Now five seasons deep, it’s the crown jewel of the Paramount Network. The season five premiere last November brought in 16 million viewers. It’s also a hit with the conservative crowd—at least, that’s what some media outlets have alleged. New York Times columnist Ross Douthat called Yellowstone “the most red-state show on television,” even suggesting that it’s a far superior story of a powerful dad and his battling siblings than that other Sunday-night cable drama: HBO’s Succession. Countless thinkpieces have pitted the shows against each other, with the acclaimed, award-winning Succession being for the coastal elites and the critically dismissed Yellowstone repping for the Trumpers and right-wingers. (Both shows also feature an actress from another country—Yellowstone has Kelly Reilly, a Brit, while Succession has Aussie Sarah Snook—playing a vengeful, cunning daughter.)
Even though he keeps his political leanings under wraps (Yellowstone co-star/activist Piper Perabo recently admitted she and her boss “don’t always agree politically”), he’s downplayed talk of him being a right-wing propagandist in the press. “People perceive all my stuff as red state, and it’s the most ridiculous thing,” he told the New York Times. When The Atlantic did a recent profile on him, he set the record straight on his prized creation. “The show’s talking about the displacement of Native Americans and the way Native American women were treated and about corporate greed and the gentrification of the West, and l and-grabbing. That’s a red-state show?”
Yellowstone has also spawned limited-series prequels over at streaming service Paramount+. In 1883, country music power couple Tim McGraw and Faith Hill play the great-grandparents who start up the family ranch, while Helen Mirren and Harrison Ford are the great-grandaunt and uncle who keep the ranch going in the recently premiered 1923. More Yellowstone spinoffs are in the works, including Bass Reeves, starring David Oyelowo as the titular, real-life lawman, and 6666, a modern-day cowboy story that’ll be set on the Texas-based Four Sixes Ranch (which Sheridan now owns). He’s also working on another Texas-set show: Land Man, based on the Texas Monthly podcast Boomtown about the West Texas oil boom, starring Billy Bob Thornton.
Houston writer and critic Pete Vonder Haar is a fan of Yellowstone and its spinoffs, and he believes that people who say Sheridan is a red-state dramatist aren’t watching the shows. “I know Sheridan gets a lot of flak for being some kind of MAGA champion,” says Vonder Haar. “But honestly, his depiction of Native American characters, like in 1923 —with the depiction of the religious education camps—that’s not really a cowboys-and-Indians kind of perspective.”

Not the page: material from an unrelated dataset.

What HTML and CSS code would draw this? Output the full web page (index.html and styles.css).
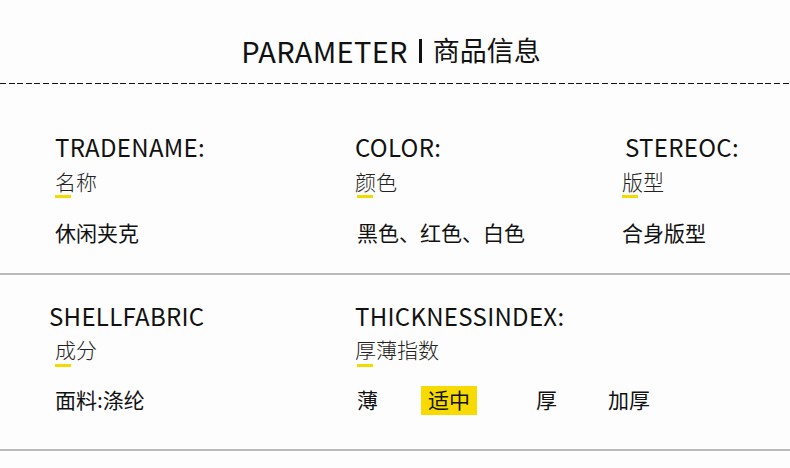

Sheridan doesn’t just stick to rustic settings. He also has shows on Paramount+ that are both urban and contemporary. In Mayor of Kingstown, which just began its second season earlier this month, Jeremy Renner (who starred in Sheridan’s directorial debut Wind River) plays a power broker trying to keep cops and criminals from killing each other in a decaying Michigan town. There’s also Tulsa King, with Sylvester Stallone as an ex-con mobster who gets sent to Oklahoma’s second-largest city to strike up some business. And, coming soon, he’ll have Oscar winners Nicole Kidman and Morgan Freeman starring in the spy thriller Lioness.

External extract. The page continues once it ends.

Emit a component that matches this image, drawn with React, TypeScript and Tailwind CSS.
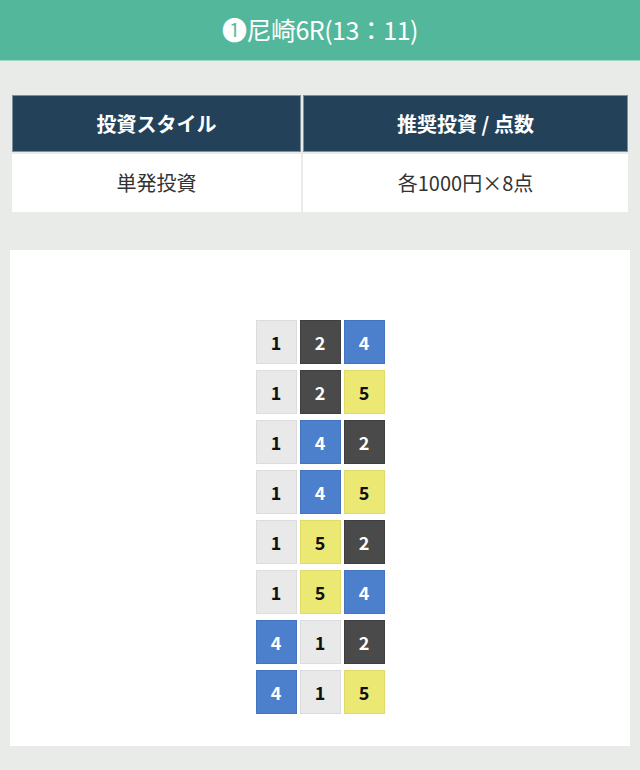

Yes, Sheridan has created his own streaming universe, filled with serialized stories of men, mostly amped up on machismo, a moral code, and a strong belief in family, presiding over a region they either inherited or seized from somebody. As for the women, they’re either there for support or conflict—and that’s usually it. (Female writers have already discussed Sheridan’s failure to create multi-dimensional female characters in both movies and TV.) Usually benevolent, even vulnerable creatures, these kings still rule with unwavering intimidation, ready to put their feet to the asses of anybody who dares to step out of line.
You could also say that’s how Sheridan runs his empire. With the exception of Tulsa King, which has a writers’ room overseen by Sopranos vet and Boardwalk Empire creator Terence Winter, Sheridan usually writes every episode of every show, demanding full creative control and that studio execs not bother him with notes. According to that Atlantic profile, when Paramount supplied him with a writers’ room for Yellowstone’s second season, he rarely used them, eventually firing them all before the third season rolled along. Apparently, he can’t stomach the thought of other pesky scribes writing his characters.

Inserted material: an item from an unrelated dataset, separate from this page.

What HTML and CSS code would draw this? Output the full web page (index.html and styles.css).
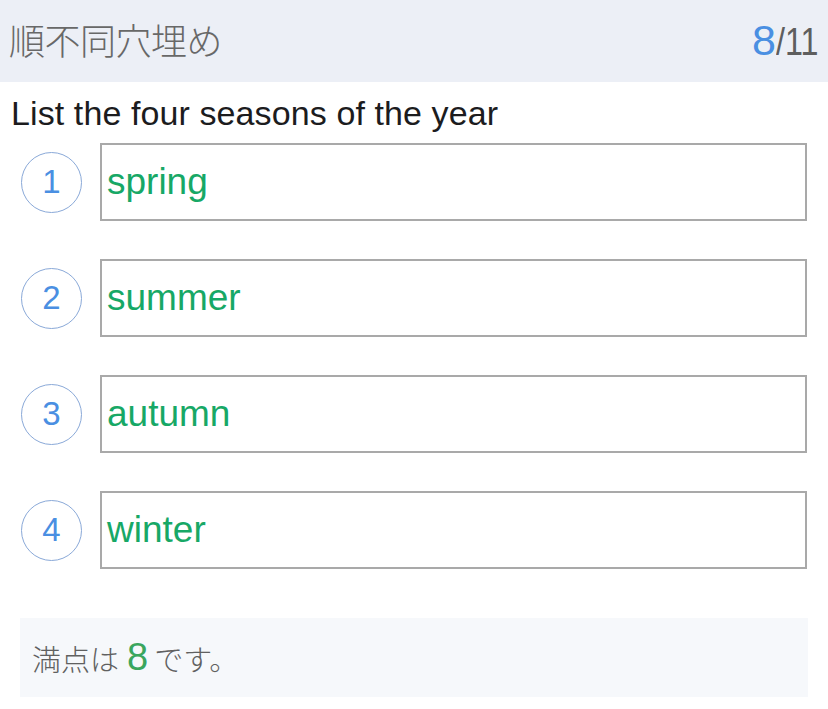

“That’s not really a cowboys-and-Indians kind of perspective.”
It is making fans wonder if dude is spreading himself too thin, as some shows appear to be lacking in the consistency department while others are thriving. Although I’m not a diehard Sheridan stan, I personally find the dust-covered Yellowstone prequels far more intriguing than the original, a salacious soap opera that Sheridan unfortunately treats with the utmost seriousness. At least Succession gives viewers the freedom to laugh at its spoiled, amoral assholes, as their pitiful attempts at backstabbing and double-crossing often border on the farcical. And Tulsa King is a snarky, more entertaining ride than Mayor of Kingstown, which is basically The Wire without clever writing and a whole lotta F-bombs.
I’m not the only one who feels Sheridan might need some help keeping the drama flowing. “Right now, I think Yellowstone is probably my least favorite of the Sheridan properties, because I think it’s kind of grinding itself to the ground,” says Vonder Haar. “It’s getting repetitive with the interfamily conflicts. Honestly, I’m liking the other properties, like Tulsa King and 1923, better at this point.”
As much as Sheridan wants to be Louis L’Amour for the streaming era, he’s more like Ryan Murphy for guys who drink beer, chew tobacco, ride horses, and get into fights just cuz at the local honky-tonk. In fact, if you take away the cuss words, occasional boob shots, and intense moments of violence, these shows could easily fill the prime-time schedule on CBS, aka “America’s Most-Watched Network.” Since CBS, the Paramount Network, and Paramount+ are all owned by Paramount Global, there’s a strong possibility this bronco-riding bard may gallop over to the Tiffany Network in the near future. But whether you live on the coasts or smack dab in the middle of this country, his manly, meat-and-potatoes melodramas are just the kind of middlebrow, populist, appointment television people can easily binge.